Seeing as I had amassed a number of wines from the Clos de Vougeot over the years, I decided to invite several friends to a tasting dinner. There were 12 of us altogether. Traveling from Paris, Tim Mc Cracken added three wines to mine, and Ian Amstad from London brought two as well. That made a total of 18 wines. I have only ever heard of one such large scale tasting of Clos de Vougeot in Bordeaux. This was organized by Frédéric Engerer of Château Latour, whose boss had recently purchased Domaine de l’Eugénie (who produced one of the wines we tasted).

A description of Clos de Vougeot (or Clos Vougeot) can be found in any comprehensive wine book.
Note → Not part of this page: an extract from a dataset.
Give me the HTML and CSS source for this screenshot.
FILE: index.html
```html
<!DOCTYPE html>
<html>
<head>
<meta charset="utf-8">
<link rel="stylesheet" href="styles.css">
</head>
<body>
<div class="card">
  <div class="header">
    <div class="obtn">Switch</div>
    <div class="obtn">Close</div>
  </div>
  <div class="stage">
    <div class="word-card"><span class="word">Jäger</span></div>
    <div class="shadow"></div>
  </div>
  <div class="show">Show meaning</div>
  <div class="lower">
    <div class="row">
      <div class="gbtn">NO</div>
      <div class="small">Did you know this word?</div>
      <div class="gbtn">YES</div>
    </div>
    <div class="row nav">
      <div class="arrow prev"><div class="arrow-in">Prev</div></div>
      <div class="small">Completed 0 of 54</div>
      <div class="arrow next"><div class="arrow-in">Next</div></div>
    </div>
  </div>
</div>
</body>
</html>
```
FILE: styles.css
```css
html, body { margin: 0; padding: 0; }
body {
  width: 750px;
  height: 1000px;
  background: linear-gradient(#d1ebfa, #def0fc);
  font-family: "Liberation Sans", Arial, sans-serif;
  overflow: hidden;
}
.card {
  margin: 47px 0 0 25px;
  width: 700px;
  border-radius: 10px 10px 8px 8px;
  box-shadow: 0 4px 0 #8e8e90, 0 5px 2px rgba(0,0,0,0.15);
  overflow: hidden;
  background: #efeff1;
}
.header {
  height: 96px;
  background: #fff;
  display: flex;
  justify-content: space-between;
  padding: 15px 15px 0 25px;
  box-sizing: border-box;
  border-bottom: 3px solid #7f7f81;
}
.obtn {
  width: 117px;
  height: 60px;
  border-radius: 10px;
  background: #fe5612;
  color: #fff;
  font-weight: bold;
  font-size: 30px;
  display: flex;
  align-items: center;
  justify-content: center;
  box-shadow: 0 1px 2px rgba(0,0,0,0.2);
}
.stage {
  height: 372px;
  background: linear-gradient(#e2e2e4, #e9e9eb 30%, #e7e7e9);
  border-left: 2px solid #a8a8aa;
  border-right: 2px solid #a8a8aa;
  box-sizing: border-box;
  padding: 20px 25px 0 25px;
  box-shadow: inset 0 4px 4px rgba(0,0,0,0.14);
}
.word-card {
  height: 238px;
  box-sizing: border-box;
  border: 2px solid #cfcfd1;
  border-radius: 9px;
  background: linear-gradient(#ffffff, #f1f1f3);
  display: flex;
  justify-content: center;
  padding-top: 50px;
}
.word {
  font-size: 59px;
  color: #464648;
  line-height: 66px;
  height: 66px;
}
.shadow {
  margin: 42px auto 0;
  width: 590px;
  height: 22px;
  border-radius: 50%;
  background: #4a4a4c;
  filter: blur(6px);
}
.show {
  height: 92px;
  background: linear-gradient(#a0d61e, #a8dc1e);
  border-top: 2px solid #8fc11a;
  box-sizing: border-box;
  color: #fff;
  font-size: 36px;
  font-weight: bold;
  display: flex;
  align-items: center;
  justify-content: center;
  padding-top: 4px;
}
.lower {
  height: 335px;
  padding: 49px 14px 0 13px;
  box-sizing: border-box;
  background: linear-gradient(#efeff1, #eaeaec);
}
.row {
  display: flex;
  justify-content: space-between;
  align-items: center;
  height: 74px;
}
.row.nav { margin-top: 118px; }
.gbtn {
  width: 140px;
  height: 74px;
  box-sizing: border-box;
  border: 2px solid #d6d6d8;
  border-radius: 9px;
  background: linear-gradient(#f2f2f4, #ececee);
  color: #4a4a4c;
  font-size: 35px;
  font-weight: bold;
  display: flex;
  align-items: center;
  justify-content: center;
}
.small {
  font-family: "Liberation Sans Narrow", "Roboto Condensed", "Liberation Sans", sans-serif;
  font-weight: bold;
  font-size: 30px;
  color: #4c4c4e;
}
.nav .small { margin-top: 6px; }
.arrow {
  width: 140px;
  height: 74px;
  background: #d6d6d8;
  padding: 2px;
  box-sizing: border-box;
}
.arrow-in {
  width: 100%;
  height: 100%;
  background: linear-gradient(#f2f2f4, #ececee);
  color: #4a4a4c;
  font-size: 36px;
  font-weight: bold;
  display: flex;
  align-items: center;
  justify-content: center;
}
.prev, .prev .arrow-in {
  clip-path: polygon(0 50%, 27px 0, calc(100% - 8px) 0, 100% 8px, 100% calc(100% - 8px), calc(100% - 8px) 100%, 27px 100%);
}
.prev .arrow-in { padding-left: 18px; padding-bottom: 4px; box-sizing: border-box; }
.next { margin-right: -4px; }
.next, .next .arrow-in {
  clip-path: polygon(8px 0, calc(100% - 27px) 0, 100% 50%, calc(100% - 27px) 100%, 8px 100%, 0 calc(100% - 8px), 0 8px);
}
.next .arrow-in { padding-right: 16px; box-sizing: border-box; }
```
Wine was made here by Cistercian monks starting in the 12th century and the medieval château is one of Burgundy’s most famous landmarks. This was bought by the Chevaliers de Tastevin in 1934 and is the setting for countless tastings and banquets.

Exceeded in size only by Le Corton (97.5 hectares), the Clos de Vougeot is the second largest of all the 36 grands crus in Burgundy (Côte de Beaune and Côte de Nuits). The 50 hectares are divided among 82 owners. Considering the variety of soil types, position on the slope, and different winemakers, there is enormous variation.
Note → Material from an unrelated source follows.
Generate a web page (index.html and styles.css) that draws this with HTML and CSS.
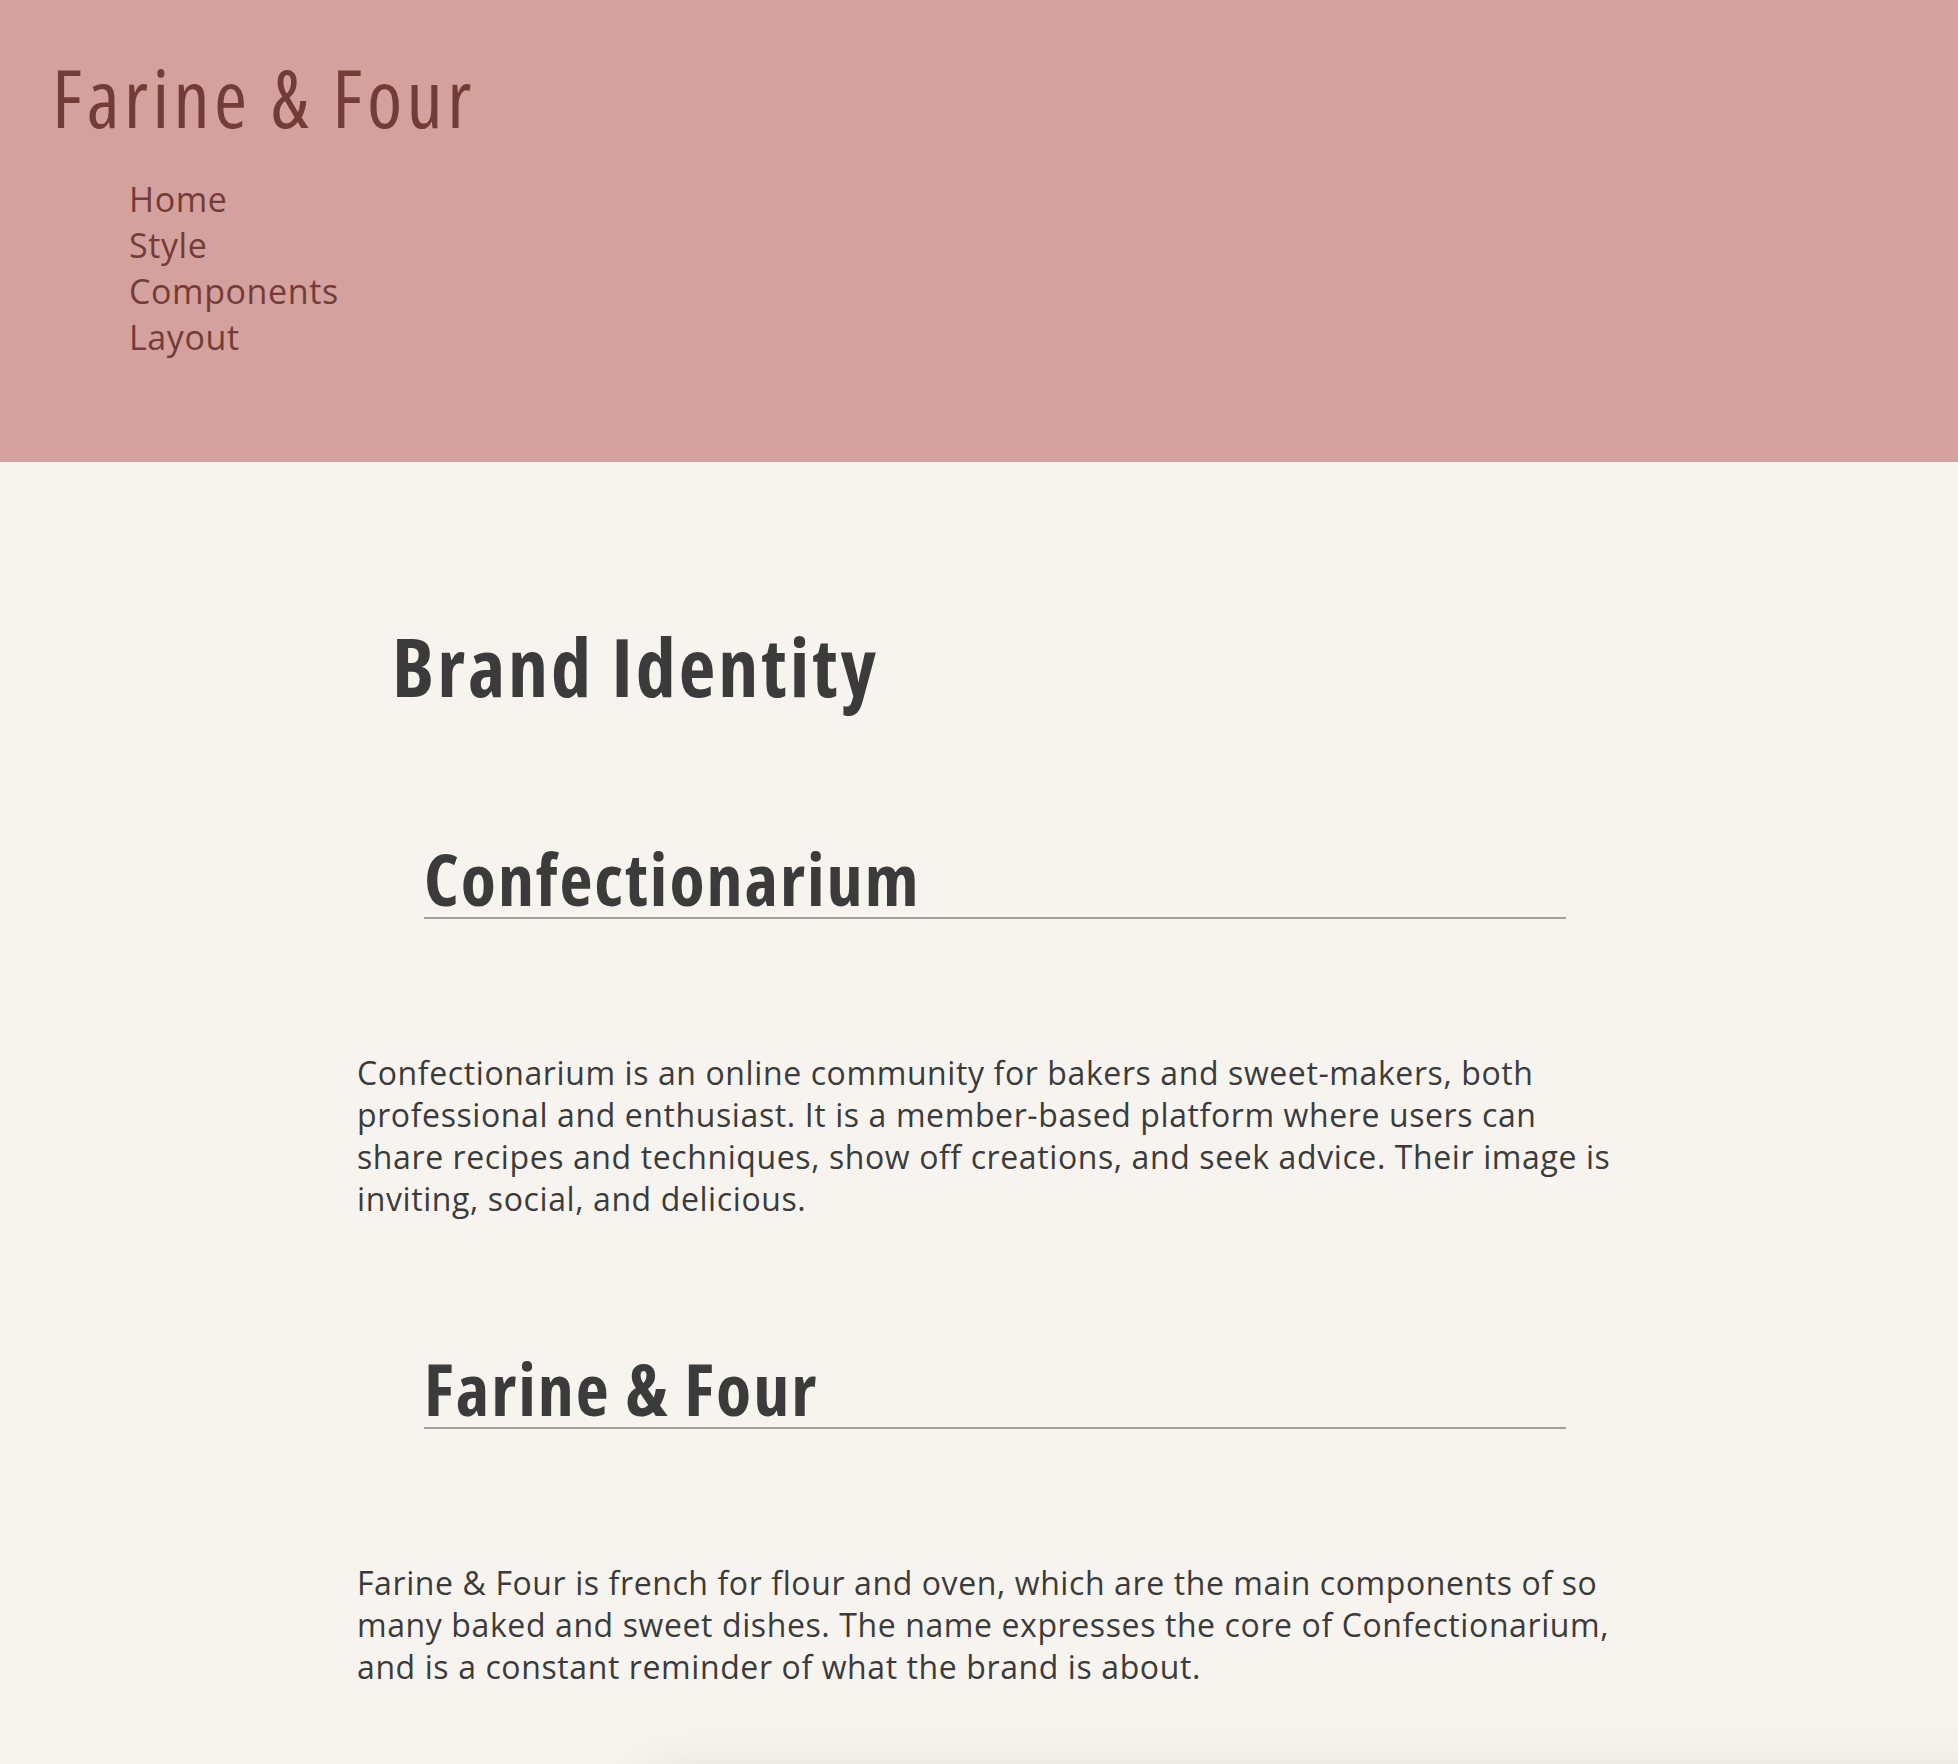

The tasting was not conducted blind and, for the grand cru, went from youngest to oldest.

 

 

We started off with a village wine, a 2014 Les Petits Vougeots, from Château de Charodon. The labels say that just 715 bottles were made. This was fairly light in color. It was slightly musty on the nose, which showed a little sulphur and not much else… The wine was very light and thirst-quenching on the palate with little body. A minor Burgundy that’s fine to drink now. Not a noteworthy village wine by any means. OK.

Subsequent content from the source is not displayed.